The list of names behind him both of the last two days is full of heavy hitters. This kid is going to be dominant. He has speed now and years of depth to gain.


----------



## alexb618 (Aug 24, 2006)

come on guys, its the tour of qatar. based on the logic in this thread you would expect wouter mol to win every race this season and for the next 20 years.


----------



## moonmoth (Nov 8, 2008)

TP is an impressive rider and he is going to be an elite cycling star, much like Boonen and Cancellara are today. 

In Europe, anyway.

Casual american sports audiences only recognize outright winners of the big trophy, like Lance, Roger Federer, Tiger Woods, Drew Brees, and Greg LeMond. We don't remember "stage wins" like who got to the NCAA Mens's Basketball Final Four, or who made it to the World Series three years ago but lost. Few will understand that winning a stage or two and perhaps the green jersey is an outstanding Tour, despite finishing #79 overall.

TP will win a lot of races and certainly his share of stages at the Tour, but he won't be a candidate to win the GC, which is all that average stateside folks will latch onto. Certainly we're spoiled by Lance and like I mentioned earlier, I hope the people around TP do everything possible to deflect the "Lance.next" mentality around him.


----------



## rocco (Apr 30, 2005)

alexb618 said:


> come on guys, its the tour of qatar. based on the logic in this thread you would expect wouter mol to win every race this season and for the next 20 years.



Well I don't know how old Wouter Mol is or how many junior world championship events he has won but I know for sure he's not the progeny of Davis Phinney and Conney Carpenter.

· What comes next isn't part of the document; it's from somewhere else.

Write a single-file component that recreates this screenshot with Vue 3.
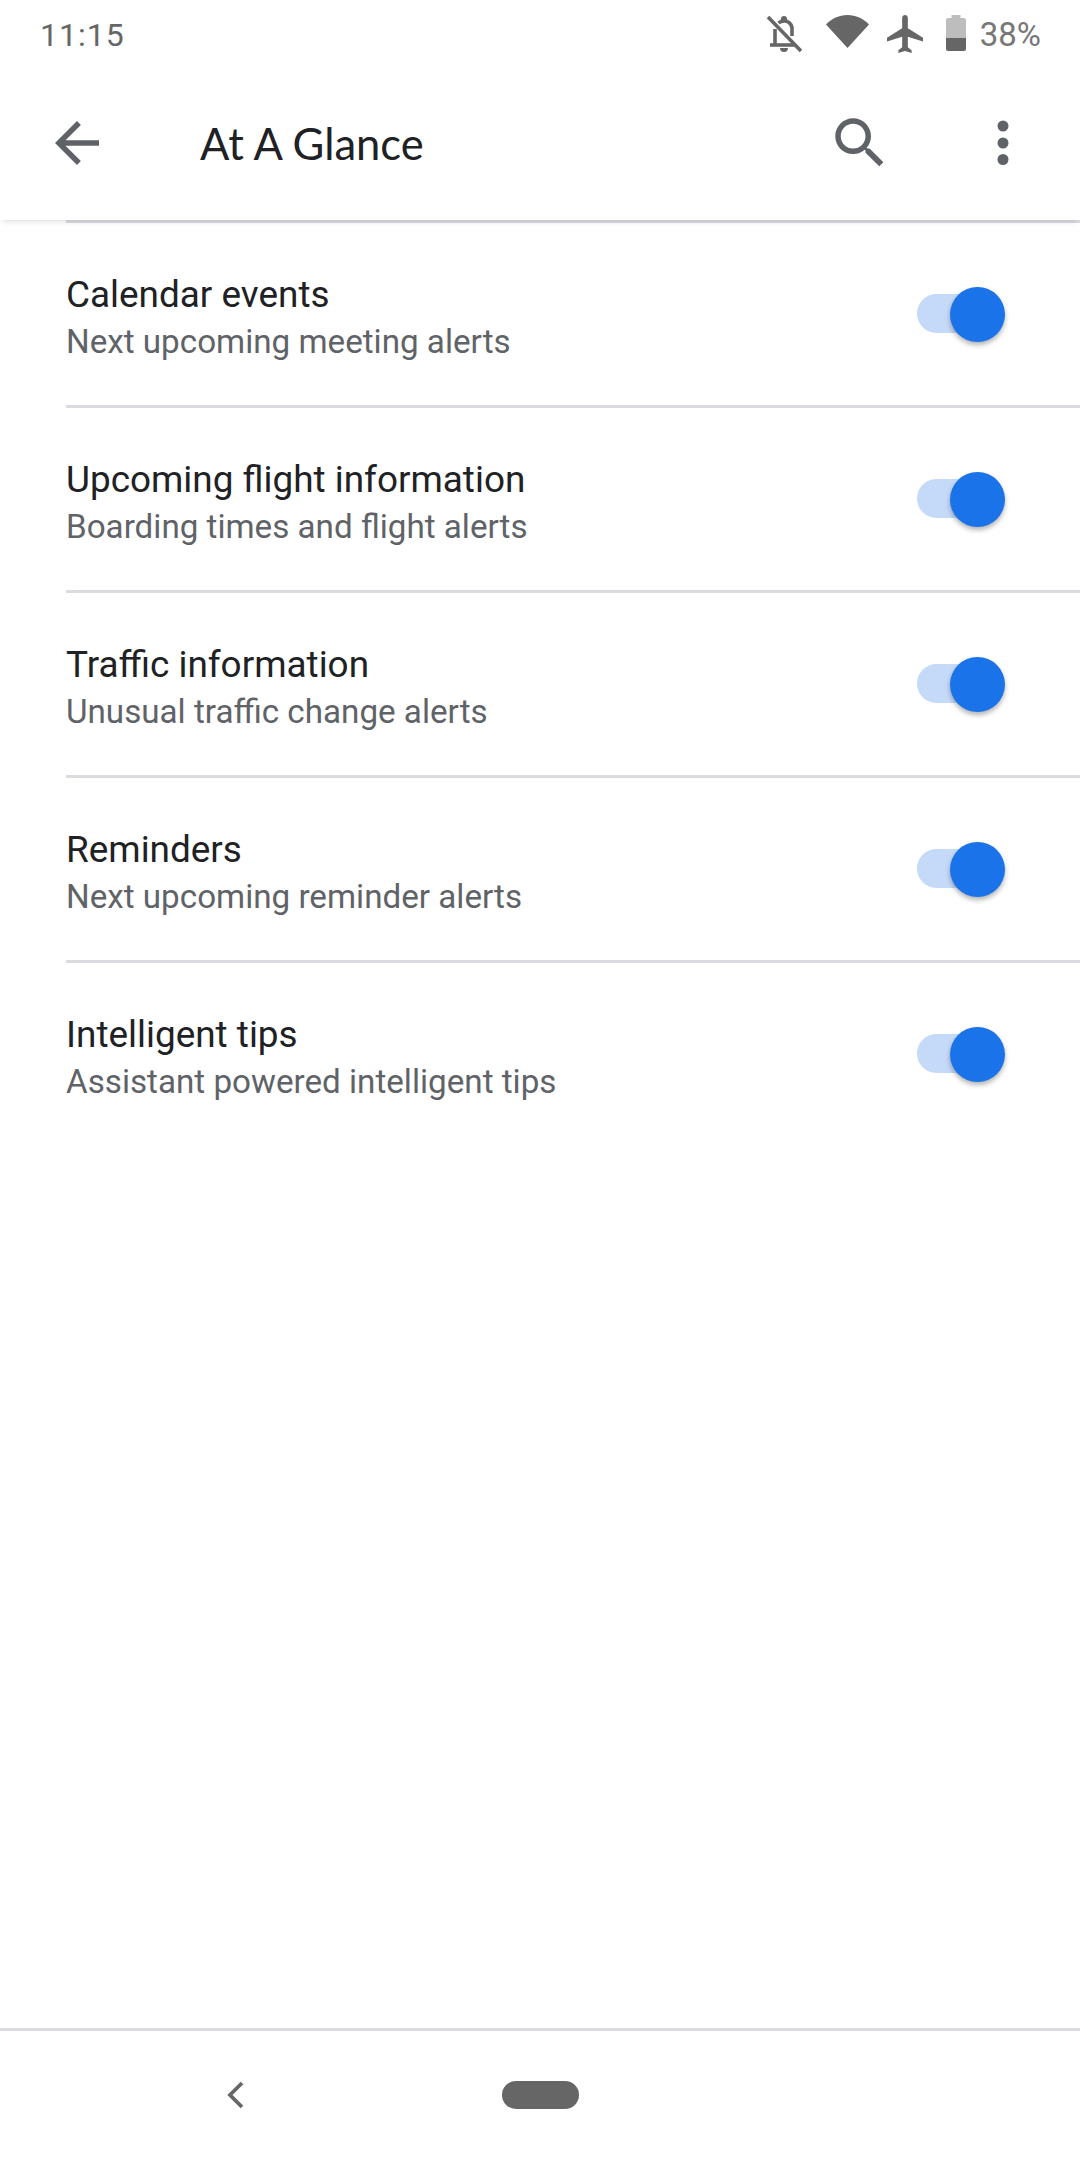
<template>
  <div class="page">
    <div class="status">
      <span class="time">11:15</span>
      <div class="status-icons">
        <svg class="bell" width="36" height="38" viewBox="0 0 36 38">
          <path d="M9 14v15M26 12.500c-1-4-4-6.500-8-6.500-2 0-4 .7-5.500 2M26 12v9" fill="none" stroke="#666" stroke-width="3.600" />
          <path d="M4 30h25" fill="none" stroke="#666" stroke-width="3.600" />
          <path d="M15 4a3 3 0 0 1 6 0v2h-6zM14 33h8a4 4 0 0 1-8 0z" fill="#666" />
          <path d="M2 2l33 34" fill="none" stroke="#666" stroke-width="3.600" />
        </svg>
        <svg class="wifi" width="43" height="33" viewBox="0 0 43 33">
          <path d="M0 9.500C6 3.500 13 0 21.500 0S37 3.500 43 9.500L21.500 33z" fill="#666" />
        </svg>
        <svg class="plane" width="36" height="38" viewBox="2 2 19 20" preserveAspectRatio="none">
          <path d="M21 16v-2l-8-5V3.500c0-.83-.67-1.500-1.500-1.500S10 2.670 10 3.500V9l-8 5v2l8-2.500V19l-2 1.500V22l3.500-1 3.500 1v-1.500L13 19v-5.500l8 2.500z" fill="#666" />
        </svg>
        <svg class="battery" width="20" height="36" viewBox="0 0 20 36">
          <path d="M5.500 0h9v3H18a2 2 0 0 1 2 2v12H0V5a2 2 0 0 1 2-2h3.500z" fill="#bdbdbd" />
          <path d="M0 23h20v11a2 2 0 0 1-2 2H2a2 2 0 0 1-2-2z" fill="#666" />
          <path d="M0 17h20v6H0z" fill="#bdbdbd" />
        </svg>
        <span class="percent">38%</span>
      </div>
    </div>

    <header class="toolbar">
      <svg class="back" width="66" height="66" viewBox="0 0 24 24">
        <path d="M20 11H7.830l5.590-5.590L12 4l-8 8 8 8 1.410-1.410L7.830 13H20v-2z" fill="#5f6368" />
      </svg>
      <h1 class="title">At A Glance</h1>
      <svg width="66" height="66" viewBox="0 0 24 24">
        <path d="M15.500 14h-.79l-.28-.27C15.410 12.590 16 11.110 16 9.500 16 5.910 13.090 3 9.500 3S3 5.910 3 9.500 5.910 16 9.500 16c1.610 0 3.090-.59 4.230-1.570l.27.28v.79l5 4.990L20.490 19l-4.990-5zm-6 0C7.010 14 5 11.990 5 9.500S7.010 5 9.500 5 14 7.010 14 9.500 11.990 14 9.500 14z" fill="#5f6368" />
      </svg>
      <svg class="more" width="66" height="66" viewBox="0 0 66 66">
        <circle cx="33" cy="16" r="5.500" fill="#5f6368" />
        <circle cx="33" cy="33" r="5.500" fill="#5f6368" />
        <circle cx="33" cy="49.500" r="5.500" fill="#5f6368" />
      </svg>
    </header>

    <main class="list">
      <div class="row" v-for="item in items" :key="item.title">
        <div class="texts">
          <div class="row-title">{{ item.title }}</div>
          <div class="row-sub">{{ item.sub }}</div>
        </div>
        <div class="toggle">
          <div class="track"></div>
          <div class="thumb"></div>
        </div>
      </div>
    </main>

    <footer class="nav">
      <svg class="chevron" width="17" height="28" viewBox="0 0 17 28">
        <path d="M15 2L3 14l12 12" fill="none" stroke="#666" stroke-width="3.800" />
      </svg>
      <div class="pill"></div>
    </footer>
  </div>
</template>

<script setup>
const items = [
  { title: 'Calendar events', sub: 'Next upcoming meeting alerts' },
  { title: 'Upcoming flight information', sub: 'Boarding times and flight alerts' },
  { title: 'Traffic information', sub: 'Unusual traffic change alerts' },
  { title: 'Reminders', sub: 'Next upcoming reminder alerts' },
  { title: 'Intelligent tips', sub: 'Assistant powered intelligent tips' }
]
</script>

<style scoped>
.page {
  display: flex;
  flex-direction: column;
  height: 2160px;
  background: #fff;
  font-family: Roboto, "Liberation Sans", sans-serif;
}
.status {
  display: flex;
  justify-content: space-between;
  height: 66px;
  padding: 15px 39px 0 40px;
  box-sizing: border-box;
}
.time {
  margin-top: 2px;
  font-size: 32px;
  line-height: 36px;
  letter-spacing: 1px;
  color: #666;
}
.status-icons {
  display: flex;
  align-items: flex-start;
}
.wifi {
  margin-left: 24px;
}
.plane {
  margin-left: 18px;
}
.battery {
  margin-left: 23px;
}
.percent {
  margin-left: 14px;
  margin-top: 2px;
  font-size: 33px;
  line-height: 36px;
  color: #777;
}
.toolbar {
  display: flex;
  align-items: center;
  height: 154px;
  padding: 0 44px;
  box-sizing: border-box;
  background: #fff;
  box-shadow: 0 5px 5px -3px rgba(0, 0, 0, 0.12);
  position: relative;
}
.title {
  flex: 1;
  margin: 0 0 0 90px;
  font-family: Lato, Roboto, sans-serif;
  font-size: 43.500px;
  font-weight: 400;
  color: #202124;
}
.more {
  margin-left: 77px;
}
.list {
  flex: 1;
}
.row {
  display: flex;
  align-items: center;
  justify-content: space-between;
  height: 185px;
  margin-left: 66px;
  padding-right: 75px;
  box-sizing: border-box;
  border-top: 3px solid #dadce0;
}
.texts {
  padding-top: 6px;
}
.row-title {
  font-size: 36.900px;
  line-height: 50px;
  color: #202124;
}
.row-sub {
  font-size: 33.200px;
  line-height: 44px;
  color: #5f6368;
}
.toggle {
  position: relative;
  width: 88px;
  height: 55px;
}
.track {
  position: absolute;
  left: 0;
  top: 7px;
  width: 76px;
  height: 39px;
  border-radius: 20px;
  background: #c5daf9;
}
.thumb {
  position: absolute;
  right: 0;
  top: 0;
  width: 55px;
  height: 55px;
  border-radius: 50%;
  background: #1a73e8;
  box-shadow: 0 3px 5px rgba(0, 0, 0, 0.3);
}
.nav {
  display: flex;
  align-items: center;
  height: 132px;
  padding-left: 227px;
  padding-bottom: 2px;
  box-sizing: border-box;
  border-top: 3px solid #dadce0;
}
.pill {
  width: 77px;
  height: 28px;
  margin-left: 258px;
  border-radius: 14px;
  background: #666;
}
</style>

<style>
html, body {
  margin: 0;
  background: #fff;
}
</style>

I'm also pretty sure isn't under the wing of someone who is a retired elite pro and the son of arguably the greatest cyclist ever known to man other than maybe Fausto Coppi.

We'll see whether it's Wouther Mol or Taylor Phinney who wins Paris-Roubaix someday.


----------



## iliveonnitro (Feb 19, 2006)

He's basically the same height and weight as Boonen, with a similar background (albeit more decorated).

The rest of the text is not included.